Today, the website lists more than 35 states that have a babies in the workplace program.

"Kansas is one of our biggest," Moquin said.

The idea began to catch on in Kansas after Kathleen Sebelius instituted a babies-at-work program at the Kansas Insurance Department in 1996, according to Moquin and previous news articles.

On average, babies come to work with their mothers and fathers until 6 to 8 months of age, or until they begin to crawl, Moquin said.

"In the workplace, babies overwhelmingly tend to be mellow and highly content," she wrote on the Parenting in the Workplace Institute website. "Within structured programs, a workplace environment contains keys to thriving, happy babies: parental closeness, social interaction, physical contact, highly responsive care and high rates of breastfeeding."

There are a variety of businesses across the United States that take part in baby-friendly workplaces, including offices, credit unions, legal offices, call centers, state and federal employers, school districts and retail stores, Moquin said.

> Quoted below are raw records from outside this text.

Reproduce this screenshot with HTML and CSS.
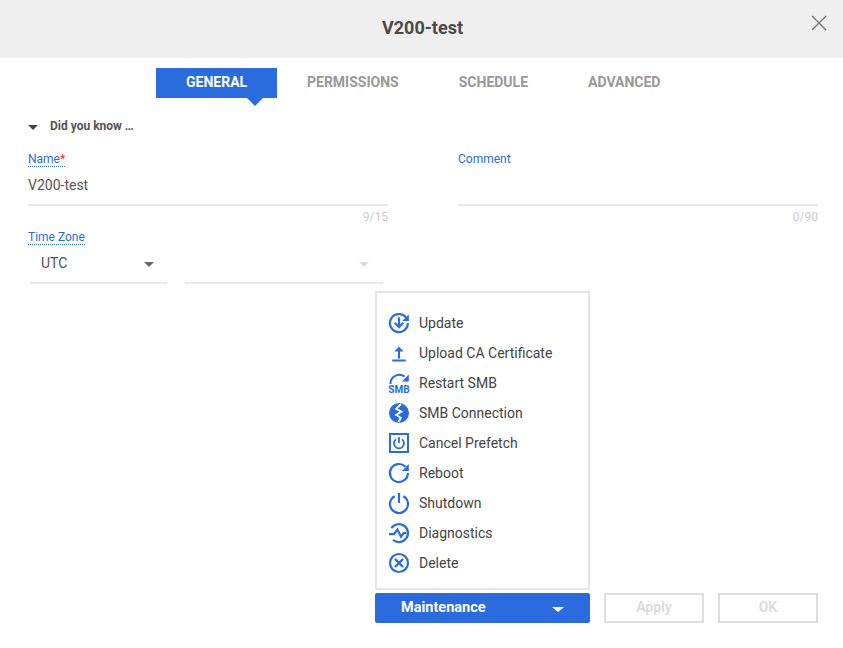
FILE: index.html
```html
<!DOCTYPE html>
<html lang="en">
<head>
<meta charset="utf-8">
<title>V200-test</title>
<link rel="stylesheet" href="styles.css">
</head>
<body>
<div class="dialog">
  <header class="title-bar">
    <h1 class="title">V200-test</h1>
    <button class="close" aria-label="Close">
      <svg width="16" height="16" viewBox="0 0 16 16"><path d="M1 1L15 15M15 1L1 15" fill="none" stroke="#777" stroke-width="1.4"/></svg>
    </button>
  </header>
  <nav class="tabs">
    <div class="tab active">GENERAL</div>
    <div class="tab">PERMISSIONS</div>
    <div class="tab">SCHEDULE</div>
    <div class="tab">ADVANCED</div>
  </nav>
  <main class="form">
    <div class="tip"><span class="tri tri-dark"></span><span>Did you know …</span></div>
    <div class="field-row">
      <div class="field">
        <label class="label">Name<span class="req">*</span></label>
        <div class="input">V200-test</div>
        <div class="count">9/15</div>
      </div>
      <div class="field">
        <label class="label label-plain">Comment</label>
        <div class="input"></div>
        <div class="count">0/90</div>
      </div>
    </div>
    <label class="label tz-label">Time Zone</label>
    <div class="selects">
      <div class="select sel-a"><span>UTC</span><span class="tri tri-grey"></span></div>
      <div class="select sel-b"><span></span><span class="tri tri-light"></span></div>
    </div>
  </main>
  <footer class="actions">
    <div class="maint">
      <div class="menu">
        <div class="item">
          <svg class="ico" viewBox="0 0 20 20"><path d="M17.2 4.8A9 9 0 1 0 18.9 10" fill="none" stroke="#2a6bdd" stroke-width="2.2"/><path d="M19.8 1.4V8H13.2Z" fill="#2a6bdd"/><path d="M10 4.6V14M5.8 9.8L10 14.2L14.2 9.8" fill="none" stroke="#2a6bdd" stroke-width="2.2"/></svg>
          <span>Update</span>
        </div>
        <div class="item">
          <svg class="ico" viewBox="0 0 20 20"><path d="M10 15.5V5.5" fill="none" stroke="#2a6bdd" stroke-width="2"/><path d="M10 3.6L14.6 8.6H5.4Z" fill="#2a6bdd"/><path d="M3.2 17.5H16.8" fill="none" stroke="#2a6bdd" stroke-width="2"/></svg>
          <span>Upload CA Certificate</span>
        </div>
        <div class="item">
          <svg class="ico" viewBox="0 0 20 20"><path d="M1.4 11A9 9 0 0 1 15.6 3.6" fill="none" stroke="#2a6bdd" stroke-width="2"/><path d="M19.8 1.6V8.6H13Z" fill="#2a6bdd"/><text class="smb" x="10" y="20" text-anchor="middle">SMB</text></svg>
          <span>Restart SMB</span>
        </div>
        <div class="item">
          <svg class="ico" viewBox="0 0 20 20"><circle cx="10" cy="10" r="10" fill="#2a6bdd"/><path d="M11.8 1L7.2 5.8L12.4 8.6L7.2 12L11.8 14.8L9.4 19" fill="none" stroke="#fff" stroke-width="1.9"/></svg>
          <span>SMB Connection</span>
        </div>
        <div class="item">
          <svg class="ico" viewBox="0 0 20 20"><rect x="1" y="1" width="18" height="18" fill="none" stroke="#2a6bdd" stroke-width="2"/><path d="M7 6.4A5 5 0 1 0 13 6.4" fill="none" stroke="#2a6bdd" stroke-width="1.8"/><path d="M10 4V10" fill="none" stroke="#2a6bdd" stroke-width="1.8"/></svg>
          <span>Cancel Prefetch</span>
        </div>
        <div class="item">
          <svg class="ico" viewBox="0 0 20 20"><path d="M16.4 3.8A9 9 0 1 0 18.9 10" fill="none" stroke="#2a6bdd" stroke-width="2.2"/><path d="M19.8 1V8H12.8Z" fill="#2a6bdd"/></svg>
          <span>Reboot</span>
        </div>
        <div class="item">
          <svg class="ico" viewBox="0 0 20 20"><path d="M5.6 3.2A9 9 0 1 0 14.4 3.2" fill="none" stroke="#2a6bdd" stroke-width="2.2"/><path d="M10 0V10" fill="none" stroke="#2a6bdd" stroke-width="2.2"/></svg>
          <span>Shutdown</span>
        </div>
        <div class="item">
          <svg class="ico" viewBox="0 0 20 20"><path d="M2.4 5.2A9 9 0 1 1 4 16.8" fill="none" stroke="#2a6bdd" stroke-width="2.2"/><path d="M0 11.2H5L8.4 6.6L12 13.6L14.6 10H17.4" fill="none" stroke="#2a6bdd" stroke-width="2.2"/></svg>
          <span>Diagnostics</span>
        </div>
        <div class="item">
          <svg class="ico" viewBox="0 0 20 20"><circle cx="10" cy="10" r="9" fill="none" stroke="#2a6bdd" stroke-width="2.2"/><path d="M6 6L14 14M14 6L6 14" fill="none" stroke="#2a6bdd" stroke-width="2.4"/></svg>
          <span>Delete</span>
        </div>
      </div>
      <button class="btn-primary"><span class="btn-text">Maintenance</span><span class="tri tri-white"></span></button>
    </div>
    <button class="btn-off">Apply</button>
    <button class="btn-off">OK</button>
  </footer>
</div>
</body>
</html>
```
FILE: styles.css
```css
* { box-sizing: border-box; }
html, body { margin: 0; padding: 0; }
body { font-family: Roboto, "Liberation Sans", sans-serif; background: #fff; color: #555; }
.dialog { width: 843px; height: 648px; display: flex; flex-direction: column; overflow: hidden; }

.title-bar { height: 58px; flex: none; background: #efefef; display: flex; align-items: center; justify-content: center; position: relative; }
.title { margin: 0 0 0 2px; font-size: 18px; font-weight: 700; color: #4a4a4a; line-height: 1; position: relative; top: -1px; }
.close { position: absolute; top: 15px; right: 16px; width: 16px; height: 16px; padding: 0; border: 0; background: none; display: block; }
.close svg { display: block; }

.tabs { display: flex; justify-content: flex-start; padding: 10px 0 0 156px; flex: none; }
.tab { height: 30px; line-height: 29px; padding: 0 30px; font-size: 14px; font-weight: 700; color: #999; position: relative; }
.tab.active { background: #2a6bdd; color: #fff; width: 121px; }
.tab.active::after { content: ""; position: absolute; left: 91px; top: 30px; border-style: solid; border-width: 8px 8px 0 8px; border-color: #2a6bdd transparent transparent transparent; }

.form { padding: 0 25px 0 28px; flex: 1; min-height: 0; }
.tip { display: flex; align-items: center; gap: 12px; margin-top: 20px; height: 16px; font-size: 12px; font-weight: 700; color: #555; }

.tri { display: inline-block; width: 0; height: 0; border-style: solid; border-color: transparent; }
.tri-dark { border-width: 5px 5px 0 5px; border-top-color: #444; margin-top: 2px; }
.tri-grey { border-width: 5px 5px 0 5px; border-top-color: #666; margin-top: 3px; }
.tri-light { border-width: 5px 5px 0 5px; border-top-color: #ddd; margin-top: 3px; }
.tri-white { border-width: 5px 6px 0 6px; border-top-color: #fff; margin-top: 2px; }

.field-row { display: flex; gap: 70px; margin-top: 14px; }
.field { width: 360px; }
.label { display: inline-block; font-size: 12px; line-height: 14px; color: #2a6bdd; border-bottom: 1px dotted #2a6bdd; }
.label-plain { border-bottom-color: transparent; }
.req { color: #f22; }
.input { height: 39px; margin-top: 0; border-bottom: 2px solid #e8e8e8; font-size: 14px; line-height: 37px; color: #555; }
.count { height: 16px; margin-top: 3px; font-size: 12px; line-height: 16px; text-align: right; color: #ccc; }

.tz-label { display: table; margin-top: 5px; }
.selects { display: flex; margin-left: 2px; gap: 18px; }
.select { height: 39px; border-bottom: 2px solid #e8e8e8; font-size: 14px; display: flex; align-items: center; justify-content: space-between; color: #555; padding-bottom: 1px; }
.sel-a { width: 137px; padding-left: 11px; padding-right: 13px; }
.sel-b { width: 198px; padding-right: 14px; }

.actions { flex: none; display: flex; gap: 14px; padding: 0 25px 25px 375px; }
.maint { position: relative; width: 215px; }
.menu { position: absolute; left: 0; bottom: 33px; width: 215px; height: 299px; border: 2px solid #e5e5e5; background: #fff; padding: 15px 0 0 12px; }
.item { height: 30px; display: flex; align-items: center; gap: 10px; font-size: 14px; color: #444; }
.ico { width: 20px; height: 20px; flex: none; overflow: visible; }
.smb { font-family: Roboto, "Liberation Sans", sans-serif; font-size: 10px; font-weight: 700; fill: #2a6bdd; }

.btn-primary { width: 215px; height: 30px; background: #2a6bdd; border: 0; border-radius: 2px; color: #fff; font-family: inherit; font-size: 14px; font-weight: 700; display: flex; align-items: center; justify-content: space-between; padding: 0 26px; }
.btn-text { font-size: 14.5px; position: relative; top: -1px; }
.btn-off { width: 100px; height: 30px; background: #fff; border: 2px solid #ddd; color: #ddd; font-family: inherit; font-size: 14px; font-weight: 700; padding: 0 0 2px; }
```
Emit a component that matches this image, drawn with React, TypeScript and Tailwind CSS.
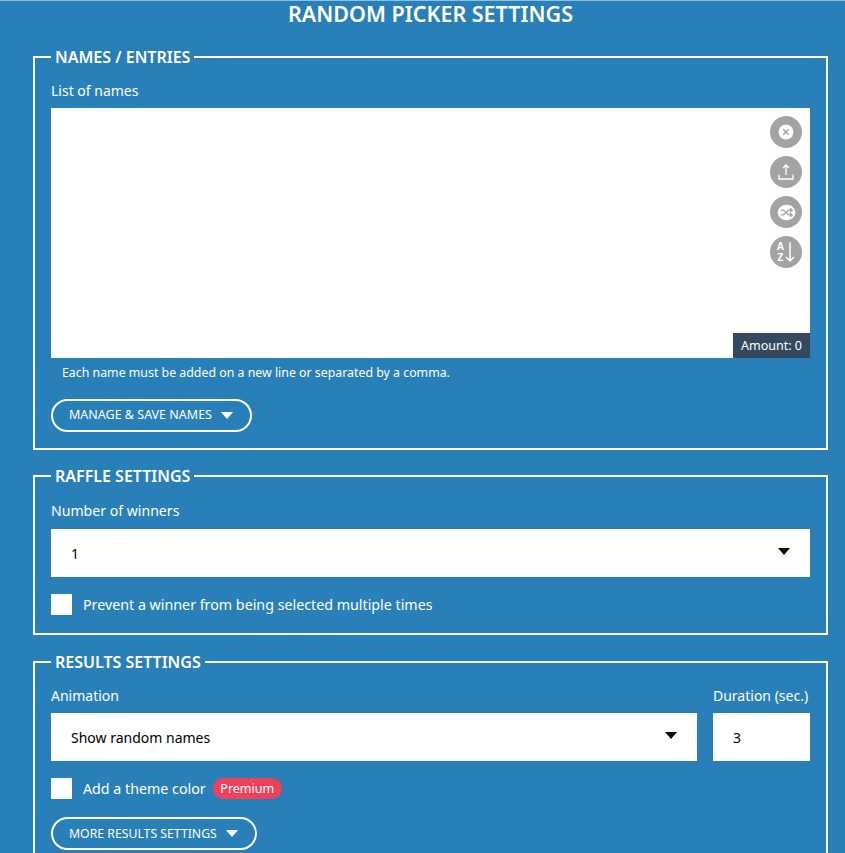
import React from "react";

const Caret = ({ className }: { className: string }) => (
  <svg viewBox="0 0 14 8" className={className}>
    <path d="M0 0h14L7 8z" fill="currentColor" />
  </svg>
);

const IconBtn = ({ children }: { children: React.ReactNode }) => (
  <div className="w-8 h-8 rounded-full bg-[#a3a3a3] flex items-center justify-center">{children}</div>
);

const Section = ({ title, className, children }: { title: string; className: string; children: React.ReactNode }) => (
  <fieldset className={`border-2 border-white mx-[33px] px-4 ${className}`}>
    <legend className="px-[4px] ml-0 text-[16px] leading-6 font-semibold text-white">{title}</legend>
    {children}
  </fieldset>
);

const Pill = ({ label, className, textClass }: { label: string; className: string; textClass: string }) => (
  <div className={`h-[33px] border-2 border-white rounded-full flex items-center pl-4 text-white ${className}`}>
    <span className={textClass}>{label}</span>
    <Caret className="w-[14px] h-[7px] ml-2 text-white" />
  </div>
);

export default function App() {
  return (
    <div className="w-[845px] h-[853px] overflow-hidden bg-[#2980b9] border-t border-[#8fbfdc] text-white font-['Noto_Sans',sans-serif]">
      <h1 className="text-center text-[21.5px] leading-7 font-semibold mb-[17px] -mt-px pl-[16px]">RANDOM PICKER SETTINGS</h1>

      <Section title="NAMES / ENTRIES" className="h-[405px]">
        <div className="text-[14px] leading-5 mt-[12px] mb-[7px]">List of names</div>
        <div className="relative h-[250px] bg-white w-[759px]">
          <div className="absolute right-2 top-2 flex flex-col gap-2">
            <IconBtn>
              <svg viewBox="0 0 16 16" className="w-4 h-4">
                <circle cx="8" cy="8" r="7.5" fill="#fff" />
                <path d="M5.3 5.3l5.4 5.4M10.7 5.3l-5.4 5.4" stroke="#a3a3a3" strokeWidth="1.6" />
              </svg>
            </IconBtn>
            <IconBtn>
              <svg viewBox="0 0 18 18" className="w-[18px] h-[18px]" fill="none" stroke="#fff" strokeWidth="1.3">
                <path d="M9 12V2M6 5l3-3 3 3M2 11.5V16h14v-4.5" />
              </svg>
            </IconBtn>
            <IconBtn>
              <svg viewBox="0 0 16 16" className="w-[19px] h-[19px]">
                <ellipse cx="8" cy="8" rx="7.5" ry="6.5" fill="#fff" />
                <path d="M3 6h2.500l4 4H12M3 10h2.500l4-4H12M11 4.500L12.800 6 11 7.500M11 8.500l1.800 1.500L11 11.500" fill="none" stroke="#a3a3a3" strokeWidth="1.100" />
              </svg>
            </IconBtn>
            <IconBtn>
              <div className="flex items-center gap-[1px]">
                <div className="flex flex-col text-[10px] leading-[11px] font-bold text-white items-center">
                  <span>A</span>
                  <span>Z</span>
                </div>
                <svg viewBox="0 0 10 22" className="w-[10px] h-[22px]" fill="none" stroke="#fff" strokeWidth="1.500">
                  <path d="M5 1v19M1 16l4 4 4-4" />
                </svg>
              </div>
            </IconBtn>
          </div>
          <div className="absolute right-0 bottom-0 w-[77px] h-[25px] bg-[#34495e] text-[12.5px] leading-[25px] text-center">Amount: 0</div>
        </div>
        <div className="text-[12.35px] leading-4 mt-[7px] ml-[11px]">Each name must be added on a new line or separated by a comma.</div>
        <Pill label="MANAGE & SAVE NAMES" className="w-[201px] mt-[18px]" textClass="text-[12.5px]" />
      </Section>

      <Section title="RAFFLE SETTINGS" className="h-[171px] mt-[14px]">
        <div className="text-[14.1px] leading-5 mt-[13px] mb-[8px]">Number of winners</div>
        <div className="h-[48px] w-[759px] bg-white text-black text-[14px] flex items-center justify-between pl-5 pr-5">
          <span>1</span>
          <Caret className="w-[12px] h-[7px] text-black -translate-y-[2px]" />
        </div>
        <div className="flex items-center mt-[17px] text-[14.25px]">
          <div className="w-[21px] h-[21px] bg-white mr-[11px]" />
          <span>Prevent a winner from being selected multiple times</span>
        </div>
      </Section>

      <Section title="RESULTS SETTINGS" className="h-[220px] mt-[15px]">
        <div className="flex gap-4 mt-[12px]">
          <div className="w-[646px]">
            <div className="text-[14px] leading-5 mb-[7px]">Animation</div>
            <div className="h-[48px] bg-white text-black text-[14px] flex items-center justify-between pl-5 pr-5">
              <span>Show random names</span>
              <Caret className="w-[12px] h-[7px] text-black -translate-y-[2px]" />
            </div>
          </div>
          <div className="w-[97px]">
            <div className="text-[14px] leading-5 mb-[7px] whitespace-nowrap">Duration (sec.)</div>
            <div className="h-[48px] bg-white text-black text-[14px] flex items-center pl-5">3</div>
          </div>
        </div>
        <div className="flex items-center mt-[17px] text-[14.25px]">
          <div className="w-[21px] h-[21px] bg-white mr-[11px]" />
          <span>Add a theme color</span>
          <span className="ml-[7px] h-[21px] w-[69px] text-center rounded-full bg-[#f0415a] text-[12.5px] leading-[21px]">Premium</span>
        </div>
        <Pill label="MORE RESULTS SETTINGS" className="w-[206px] mt-[18px]" textClass="text-[12.25px]" />
      </Section>
    </div>
  );
}
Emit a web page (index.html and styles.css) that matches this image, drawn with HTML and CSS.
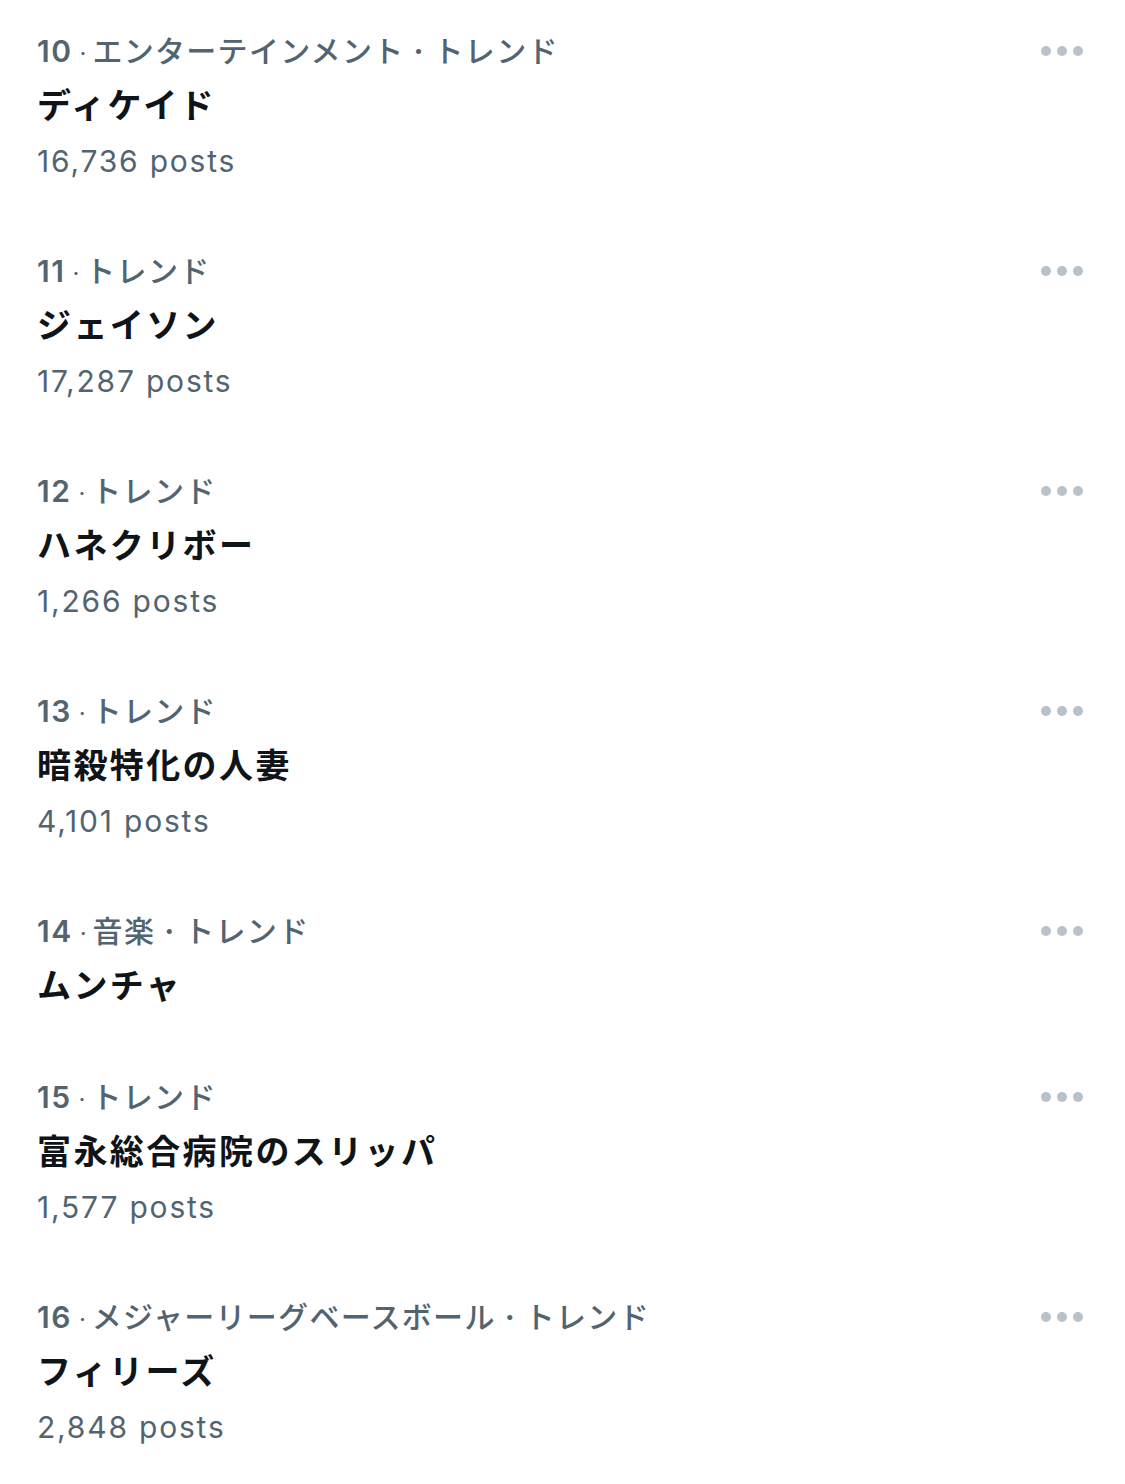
FILE: index.html
```html
<!DOCTYPE html>
<html lang="ja">
<head>
<meta charset="utf-8">
<link rel="stylesheet" href="styles.css">
</head>
<body>
<div class="list">
  <div class="item">
    <div class="main">
      <div class="meta"><span class="rank">10</span><span class="sep1">·</span>エンターテインメント<span class="sep2">·</span>トレンド</div>
      <div class="title">ディケイド</div>
      <div class="count">16,736 posts</div>
    </div>
    <div class="more"><span></span><span></span><span></span></div>
  </div>
  <div class="item">
    <div class="main">
      <div class="meta"><span class="rank">11</span><span class="sep1">·</span>トレンド</div>
      <div class="title">ジェイソン</div>
      <div class="count">17,287 posts</div>
    </div>
    <div class="more"><span></span><span></span><span></span></div>
  </div>
  <div class="item">
    <div class="main">
      <div class="meta"><span class="rank">12</span><span class="sep1">·</span>トレンド</div>
      <div class="title">ハネクリボー</div>
      <div class="count">1,266 posts</div>
    </div>
    <div class="more"><span></span><span></span><span></span></div>
  </div>
  <div class="item">
    <div class="main">
      <div class="meta"><span class="rank">13</span><span class="sep1">·</span>トレンド</div>
      <div class="title">暗殺特化の人妻</div>
      <div class="count">4,101 posts</div>
    </div>
    <div class="more"><span></span><span></span><span></span></div>
  </div>
  <div class="item">
    <div class="main">
      <div class="meta"><span class="rank">14</span><span class="sep1">·</span>音楽<span class="sep2">·</span>トレンド</div>
      <div class="title">ムンチャ</div>
    </div>
    <div class="more"><span></span><span></span><span></span></div>
  </div>
  <div class="item">
    <div class="main">
      <div class="meta"><span class="rank">15</span><span class="sep1">·</span>トレンド</div>
      <div class="title">富永総合病院のスリッパ</div>
      <div class="count">1,577 posts</div>
    </div>
    <div class="more"><span></span><span></span><span></span></div>
  </div>
  <div class="item">
    <div class="main">
      <div class="meta"><span class="rank">16</span><span class="sep1">·</span>メジャーリーグベースボール<span class="sep2">·</span>トレンド</div>
      <div class="title">フィリーズ</div>
      <div class="count">2,848 posts</div>
    </div>
    <div class="more"><span></span><span></span><span></span></div>
  </div>
</div>
</body>
</html>
```
FILE: styles.css
```css
html, body {
  margin: 0;
  padding: 0;
  background: #ffffff;
}
body {
  font-family: Inter, "Noto Sans CJK JP", sans-serif;
  -webkit-font-smoothing: antialiased;
}
.list {
  display: flex;
  flex-direction: column;
}
.item {
  display: flex;
  justify-content: space-between;
  align-items: flex-start;
  padding: 31px 42px 39px 37px;
}
.main {
  display: flex;
  flex-direction: column;
}
.meta {
  font-size: 30px;
  line-height: 40px;
  height: 40px;
  color: #536471;
  font-weight: 500;
  letter-spacing: 1.3px;
  white-space: nowrap;
}
.rank {
  font-weight: 600;
  letter-spacing: 1.5px;
}
.sep1 {
  font-weight: 400;
  font-size: 24px;
  letter-spacing: 0;
  margin: 0 6px 0 7px;
}
.sep2 {
  font-weight: 700;
  letter-spacing: 0;
  margin: 0 10px 0 9px;
}
.title {
  margin-top: 14px;
  font-size: 34px;
  line-height: 42px;
  height: 42px;
  font-weight: 700;
  letter-spacing: 2.4px;
  color: #0f1419;
  white-space: nowrap;
}
.count {
  margin-top: 14px;
  font-size: 30px;
  line-height: 40px;
  height: 40px;
  color: #536471;
  letter-spacing: 1.8px;
  white-space: nowrap;
}
.more {
  display: flex;
  gap: 6px;
  height: 40px;
  align-items: center;
}
.more span {
  width: 10px;
  height: 10px;
  border-radius: 50%;
  background: #b9c2ca;
}
```
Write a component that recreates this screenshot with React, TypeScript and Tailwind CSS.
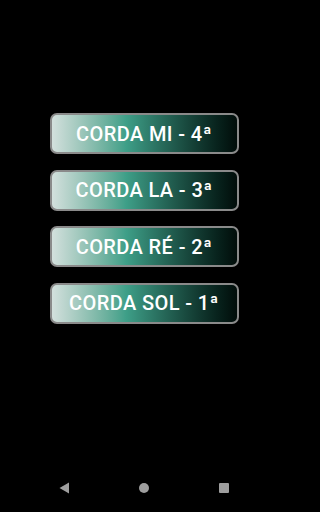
const strings = ['CORDA MI - 4ª', 'CORDA LA - 3ª', 'CORDA RÉ - 2ª', 'CORDA SOL - 1ª']

export default function App() {
  return (
    <div
      className="w-full h-screen bg-black"
      style={{ fontFamily: 'Roboto, "Liberation Sans", sans-serif' }}
    >
      <div className="w-[288px] h-full flex flex-col">
        {/* String buttons */}
        <div className="flex-1 flex flex-col items-center pt-[113px] gap-[15.5px]">
          {strings.map((s) => (
            <button
              key={s}
              className="w-[189px] h-[41px] shrink-0 rounded-[7px] border-2 border-[#8a8a8a] bg-gradient-to-r from-[#d3e0dd] via-[#3e9f88] via-40% to-[#020d0a] text-white text-[20px] font-medium tracking-[0.4px] leading-none flex items-center justify-center"
            >
              {s}
            </button>
          ))}
        </div>

        {/* Nav bar */}
        <div className="h-[48px] flex items-center justify-center">
          <div className="w-[80px] flex justify-center">
            <svg width="11" height="12" viewBox="0 0 11 12">
              <path d="M10 0.5 L10 11.5 L0.5 6 Z" fill="#9e9e9e" />
            </svg>
          </div>
          <div className="w-[80px] flex justify-center">
            <div className="w-[10px] h-[10px] rounded-full bg-[#9e9e9e]" />
          </div>
          <div className="w-[80px] flex justify-center">
            <div className="w-[10px] h-[10px] rounded-[1px] bg-[#9e9e9e]" />
          </div>
        </div>
      </div>
    </div>
  )
}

"It is a wider range than what people think," she said. "With bank tellers, it would appear on first glance that it wouldn't work, but in practice, it is very successful. The babies have all of these different people to interact with. Babies actually attract customers. Customers will intentionally choose a longer line so they can see a baby when they get to the front. It makes it so much easier for women who are breastfeeding, too. I would say 90 to 95 percent of the mothers who do this are breastfeeding."

Lorrie Weber, corporate human resource manager for M-C Industries Inc. in Topeka, said she attended a human resource management meeting and learned about the idea from Sebelius.

"I tweaked it and customized it for us," she said.

M-C Industries started its Infants-at-Work program in December 2002. Employees are allowed to bring their babies to work until the child reaches the age of 4 months, Weber said.

"It has been wonderful," she said. "There have been some wonderful benefits. Women are great at multitasking. The really amazing, positive benefit is that co-workers become more than that. These are people they hand their infant to. We get a lot of good feedback from applicants and customers that they think it is very progressive."

Employees at M-C Industries and SRS who take part in the programs must have back-up caregivers for their child in case the worker needs to use the restroom, step away from their desk or attend a meeting.

More than 20 people have taken advantage of the M-C Industries program. There have been more than 120 people who have used the SRS program.

"We have never had to fire a baby," Weber said, jokingly. "But we do celebrate their retirements."

Six-month-old Lillian Wiedwald on Nov. 19 celebrated her retirement. She has spent nearly every day of the workweek happily bouncing beside her mother, sitting in her swing or sleeping.

"I'm probably going to cry," Eileen Wiedwald said the day before her daughter's going-away party. "She will go to day care with her brother. It's going to be an adjustment for her."

It also will an adjustment for Wiedwald's co-workers, who are used to being able to pop into Wiedwald's cubicle and see a smiling Lillian.

But Wiedwald and other co-workers already have signed up to be baby sitters for the next parents who decide to take part in the program.

"We have had as many as nine babies at one time," she said. "And several people are expecting."